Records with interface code
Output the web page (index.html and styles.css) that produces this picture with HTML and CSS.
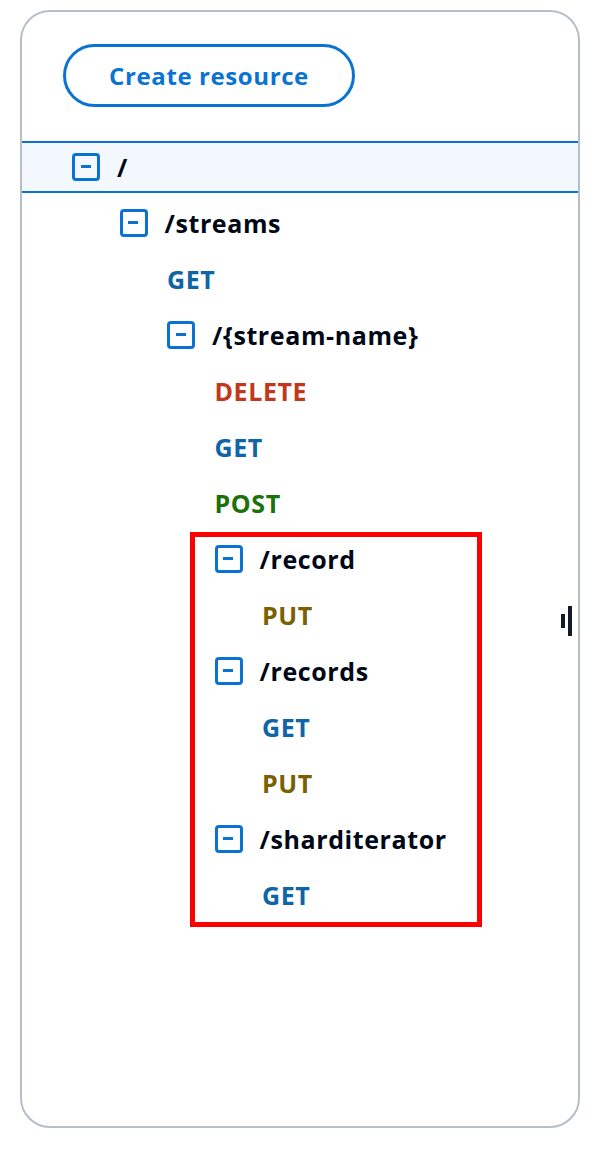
FILE: index.html
```html
<!DOCTYPE html>
<html lang="en">
<head>
<meta charset="utf-8">
<title>Resources</title>
<link rel="stylesheet" href="styles.css">
</head>
<body>
<div class="panel">
  <div class="actions">
    <button class="btn" type="button">Create resource</button>
  </div>
  <ul class="tree">
    <li class="row node selected l0"><span class="toggle"></span><span class="path">/</span></li>
    <li class="row node l1"><span class="toggle"></span><span class="path">/streams</span></li>
    <li class="row method m1 get">GET</li>
    <li class="row node l2"><span class="toggle"></span><span class="path">/{stream-name}</span></li>
    <li class="row method m2 delete">DELETE</li>
    <li class="row method m2 get">GET</li>
    <li class="row method m2 post">POST</li>
    <li class="row node l3"><span class="toggle"></span><span class="path">/record</span></li>
    <li class="row method m3 put">PUT</li>
    <li class="row node l3"><span class="toggle"></span><span class="path">/records</span></li>
    <li class="row method m3 get">GET</li>
    <li class="row method m3 put">PUT</li>
    <li class="row node l3"><span class="toggle"></span><span class="path">/sharditerator</span></li>
    <li class="row method m3 get">GET</li>
  </ul>
  <div class="highlight-box"></div>
  <div class="resize-handle"><span class="bar short"></span><span class="bar tall"></span></div>
</div>
</body>
</html>
```

FILE: styles.css
```css
* { box-sizing: border-box; }

html, body {
  margin: 0;
  padding: 0;
  background: #ffffff;
}

body {
  font-family: "Open Sans", "Noto Sans", "Liberation Sans", sans-serif;
  color: #000716;
}

.panel {
  position: relative;
  margin: 10px 18px 0 20px;
  width: 560px;
  height: 1118px;
  border: 2px solid #b6bec9;
  border-radius: 30px;
  background: #ffffff;
}

.actions {
  padding: 32px 0 0 41px;
}

.btn {
  display: inline-flex;
  align-items: center;
  justify-content: center;
  height: 63px;
  width: 292px;
  padding: 0;
  border: 3px solid #0972d3;
  border-radius: 32px;
  background: #ffffff;
  color: #0972d3;
  font-family: inherit;
  font-size: 24px;
  font-weight: 750;
  letter-spacing: 0.6px;
}

.tree {
  list-style: none;
  margin: 34px 0 0 0;
  padding: 0;
}

.row {
  display: flex;
  align-items: center;
  height: 56px;
  font-size: 25px;
  font-weight: 750;
  letter-spacing: 0.6px;
  white-space: nowrap;
}

.row.selected {
  height: 52px;
  margin: 2px 0;
  background: #f2f8fd;
  border-top: 2px solid #0972d3;
  border-bottom: 2px solid #0972d3;
}

.l0 { padding-left: 50px; }
.l1 { padding-left: 97.5px; }
.l2 { padding-left: 145px; }
.l3 { padding-left: 192.5px; }

.m1 { padding-left: 145px; }
.m2 { padding-left: 192.5px; }
.m3 { padding-left: 240px; }

.toggle {
  position: relative;
  flex: none;
  width: 28px;
  height: 28px;
  border: 3.5px solid #0972d3;
  border-radius: 4px;
  margin-right: 17px;
}

.toggle::after {
  content: "";
  position: absolute;
  left: 5.5px;
  top: 9px;
  width: 10px;
  height: 3px;
  background: #0972d3;
}

.path { color: #000716; }

.get { color: #0f65a6; }
.delete { color: #c0391d; }
.post { color: #1d7109; }
.put { color: #7a6000; }

.highlight-box {
  position: absolute;
  left: 168px;
  top: 520px;
  width: 292px;
  height: 395px;
  border: 5px solid #ff0000;
  pointer-events: none;
}

.resize-handle {
  position: absolute;
  left: 539px;
  top: 594px;
  width: 12px;
  height: 30px;
}

.resize-handle .bar {
  position: absolute;
  width: 4px;
  background: #0f1b2a;
}

.resize-handle .short {
  left: 0;
  top: 8px;
  height: 14px;
}

.resize-handle .tall {
  left: 7px;
  top: 0;
  height: 30px;
}
```
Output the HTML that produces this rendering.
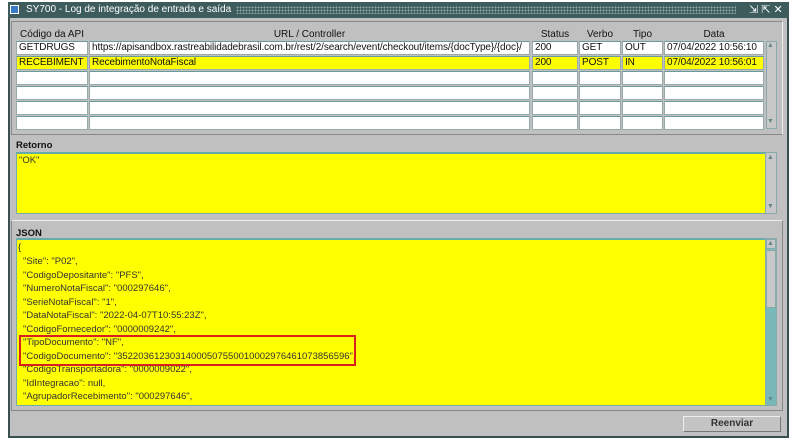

◆ Aim of the task
Locate the word "styles" in the records and collect each line it appears in.

◆ Output of the task
Output the web page (index.html and styles.css) that produces this picture with HTML and CSS.
<link rel="stylesheet" href="styles.css">
FILE: styles.css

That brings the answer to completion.